The input:

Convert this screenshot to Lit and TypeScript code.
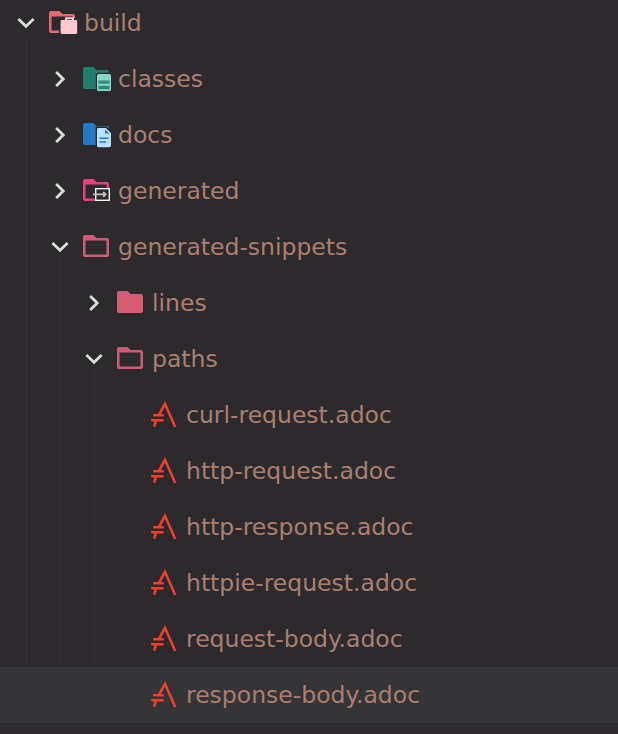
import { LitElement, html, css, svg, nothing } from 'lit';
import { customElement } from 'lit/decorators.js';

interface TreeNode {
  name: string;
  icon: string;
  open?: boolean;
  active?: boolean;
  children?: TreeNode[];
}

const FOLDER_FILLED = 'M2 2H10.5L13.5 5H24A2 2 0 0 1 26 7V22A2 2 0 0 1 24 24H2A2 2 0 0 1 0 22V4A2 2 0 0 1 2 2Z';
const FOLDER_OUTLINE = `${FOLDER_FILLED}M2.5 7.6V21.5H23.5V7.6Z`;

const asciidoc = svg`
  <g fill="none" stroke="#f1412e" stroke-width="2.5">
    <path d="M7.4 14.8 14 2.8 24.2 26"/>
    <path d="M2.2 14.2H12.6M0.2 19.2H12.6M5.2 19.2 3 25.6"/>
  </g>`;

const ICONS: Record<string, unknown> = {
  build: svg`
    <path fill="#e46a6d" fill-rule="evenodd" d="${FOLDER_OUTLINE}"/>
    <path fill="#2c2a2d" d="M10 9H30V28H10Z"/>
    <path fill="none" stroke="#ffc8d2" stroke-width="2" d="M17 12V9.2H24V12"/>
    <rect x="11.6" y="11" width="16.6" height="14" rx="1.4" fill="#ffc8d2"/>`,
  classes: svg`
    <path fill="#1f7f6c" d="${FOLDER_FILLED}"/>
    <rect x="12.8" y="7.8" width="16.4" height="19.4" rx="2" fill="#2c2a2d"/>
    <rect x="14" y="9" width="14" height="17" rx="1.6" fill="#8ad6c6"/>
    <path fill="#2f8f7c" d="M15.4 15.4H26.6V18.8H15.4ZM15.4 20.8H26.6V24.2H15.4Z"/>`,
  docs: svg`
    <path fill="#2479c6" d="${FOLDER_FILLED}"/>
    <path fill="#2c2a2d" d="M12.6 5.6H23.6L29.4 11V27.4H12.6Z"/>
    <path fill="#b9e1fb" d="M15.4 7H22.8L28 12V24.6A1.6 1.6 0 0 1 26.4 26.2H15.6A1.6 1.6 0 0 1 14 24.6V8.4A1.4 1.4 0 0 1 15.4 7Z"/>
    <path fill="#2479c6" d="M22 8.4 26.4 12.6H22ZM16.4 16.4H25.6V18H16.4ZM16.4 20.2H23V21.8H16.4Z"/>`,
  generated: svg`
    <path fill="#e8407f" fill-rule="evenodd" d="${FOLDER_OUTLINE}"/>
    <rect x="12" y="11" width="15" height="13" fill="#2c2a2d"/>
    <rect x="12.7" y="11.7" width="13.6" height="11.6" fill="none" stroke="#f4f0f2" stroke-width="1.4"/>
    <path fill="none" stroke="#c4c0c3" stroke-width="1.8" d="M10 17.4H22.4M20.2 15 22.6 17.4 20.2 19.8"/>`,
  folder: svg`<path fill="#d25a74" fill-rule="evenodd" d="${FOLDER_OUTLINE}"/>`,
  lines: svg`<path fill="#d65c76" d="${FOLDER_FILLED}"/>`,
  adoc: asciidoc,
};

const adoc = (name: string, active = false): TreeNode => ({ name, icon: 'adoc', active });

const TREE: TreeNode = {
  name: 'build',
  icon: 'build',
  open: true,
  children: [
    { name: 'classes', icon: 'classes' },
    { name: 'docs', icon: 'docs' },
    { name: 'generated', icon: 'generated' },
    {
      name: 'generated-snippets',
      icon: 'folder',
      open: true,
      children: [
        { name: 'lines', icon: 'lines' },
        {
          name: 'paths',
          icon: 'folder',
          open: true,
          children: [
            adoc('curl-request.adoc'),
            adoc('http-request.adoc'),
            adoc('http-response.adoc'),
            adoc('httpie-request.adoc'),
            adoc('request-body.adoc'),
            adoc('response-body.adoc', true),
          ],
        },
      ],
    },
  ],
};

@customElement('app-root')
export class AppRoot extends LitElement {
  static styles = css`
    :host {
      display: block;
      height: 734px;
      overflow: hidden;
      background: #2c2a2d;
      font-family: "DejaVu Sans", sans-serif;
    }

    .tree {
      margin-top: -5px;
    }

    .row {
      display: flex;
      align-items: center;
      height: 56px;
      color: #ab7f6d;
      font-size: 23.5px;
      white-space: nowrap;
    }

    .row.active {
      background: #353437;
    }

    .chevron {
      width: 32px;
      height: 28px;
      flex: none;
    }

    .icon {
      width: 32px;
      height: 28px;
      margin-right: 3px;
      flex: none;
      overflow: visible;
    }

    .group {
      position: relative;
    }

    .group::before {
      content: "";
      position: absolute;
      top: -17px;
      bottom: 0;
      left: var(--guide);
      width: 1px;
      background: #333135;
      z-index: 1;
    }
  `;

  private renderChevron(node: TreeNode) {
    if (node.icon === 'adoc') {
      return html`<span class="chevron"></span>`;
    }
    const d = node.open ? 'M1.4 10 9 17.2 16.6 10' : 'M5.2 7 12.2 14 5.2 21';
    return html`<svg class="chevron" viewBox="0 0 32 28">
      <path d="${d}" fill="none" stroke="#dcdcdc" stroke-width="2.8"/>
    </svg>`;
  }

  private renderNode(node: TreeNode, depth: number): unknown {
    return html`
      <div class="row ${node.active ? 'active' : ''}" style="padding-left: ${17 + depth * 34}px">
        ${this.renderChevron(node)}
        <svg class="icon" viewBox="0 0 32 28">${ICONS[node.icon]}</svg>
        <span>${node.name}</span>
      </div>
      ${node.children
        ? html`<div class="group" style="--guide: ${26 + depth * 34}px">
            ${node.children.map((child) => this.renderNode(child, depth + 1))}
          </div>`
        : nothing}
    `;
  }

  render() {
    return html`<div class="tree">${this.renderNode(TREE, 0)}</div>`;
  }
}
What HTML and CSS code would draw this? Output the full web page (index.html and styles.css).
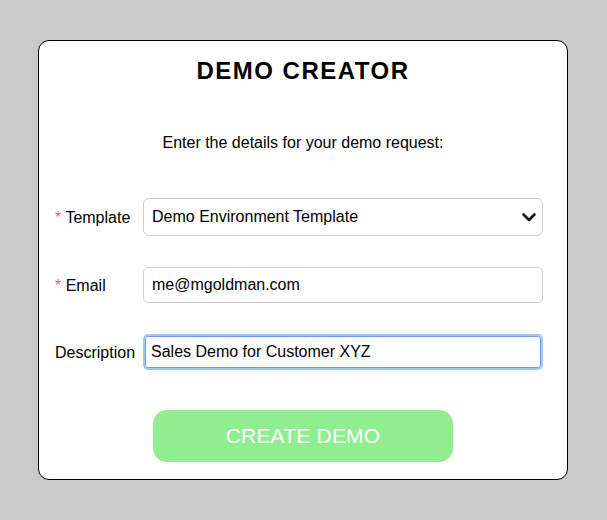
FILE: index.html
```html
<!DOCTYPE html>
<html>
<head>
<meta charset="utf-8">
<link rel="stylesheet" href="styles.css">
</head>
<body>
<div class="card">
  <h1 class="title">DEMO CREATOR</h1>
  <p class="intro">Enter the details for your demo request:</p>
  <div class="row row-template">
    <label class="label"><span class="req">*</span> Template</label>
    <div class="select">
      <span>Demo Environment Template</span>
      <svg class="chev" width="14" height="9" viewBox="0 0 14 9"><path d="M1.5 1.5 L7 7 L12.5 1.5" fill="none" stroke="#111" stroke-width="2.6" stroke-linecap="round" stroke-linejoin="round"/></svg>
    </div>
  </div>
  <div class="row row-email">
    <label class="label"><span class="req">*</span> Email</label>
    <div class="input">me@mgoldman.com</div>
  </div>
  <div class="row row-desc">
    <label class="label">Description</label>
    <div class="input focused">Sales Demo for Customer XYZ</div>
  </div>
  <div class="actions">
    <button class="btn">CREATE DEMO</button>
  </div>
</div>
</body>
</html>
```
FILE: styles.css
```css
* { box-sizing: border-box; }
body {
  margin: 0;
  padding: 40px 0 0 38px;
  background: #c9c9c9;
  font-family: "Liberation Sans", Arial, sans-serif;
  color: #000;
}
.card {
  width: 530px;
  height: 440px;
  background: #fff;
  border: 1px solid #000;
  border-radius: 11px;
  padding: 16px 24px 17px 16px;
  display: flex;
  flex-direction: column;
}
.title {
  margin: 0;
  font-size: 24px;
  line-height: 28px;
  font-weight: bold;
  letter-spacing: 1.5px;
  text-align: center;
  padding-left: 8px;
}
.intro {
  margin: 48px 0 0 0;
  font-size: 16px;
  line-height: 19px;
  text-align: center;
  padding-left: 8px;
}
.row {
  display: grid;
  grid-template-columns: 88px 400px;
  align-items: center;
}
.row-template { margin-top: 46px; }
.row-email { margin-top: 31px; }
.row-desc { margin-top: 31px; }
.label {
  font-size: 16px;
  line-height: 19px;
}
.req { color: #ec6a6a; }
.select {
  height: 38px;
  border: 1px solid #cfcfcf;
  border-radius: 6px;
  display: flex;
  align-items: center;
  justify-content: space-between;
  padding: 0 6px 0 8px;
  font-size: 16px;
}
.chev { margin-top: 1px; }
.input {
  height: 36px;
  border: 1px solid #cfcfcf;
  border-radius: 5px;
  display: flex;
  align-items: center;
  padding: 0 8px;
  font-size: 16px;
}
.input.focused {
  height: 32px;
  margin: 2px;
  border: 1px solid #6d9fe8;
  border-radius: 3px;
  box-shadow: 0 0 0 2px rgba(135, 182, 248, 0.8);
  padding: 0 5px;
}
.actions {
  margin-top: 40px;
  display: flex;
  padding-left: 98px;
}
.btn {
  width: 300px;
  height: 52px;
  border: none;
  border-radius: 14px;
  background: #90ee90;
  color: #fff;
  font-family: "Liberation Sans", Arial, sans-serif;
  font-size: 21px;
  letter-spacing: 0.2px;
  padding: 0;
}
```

Task instructions: Each line in the data that holds the string "code" should be found and copied.

Reply:
Convert this screenshot to Lit and TypeScript code.
What HTML and CSS code would draw this? Output the full web page (index.html and styles.css).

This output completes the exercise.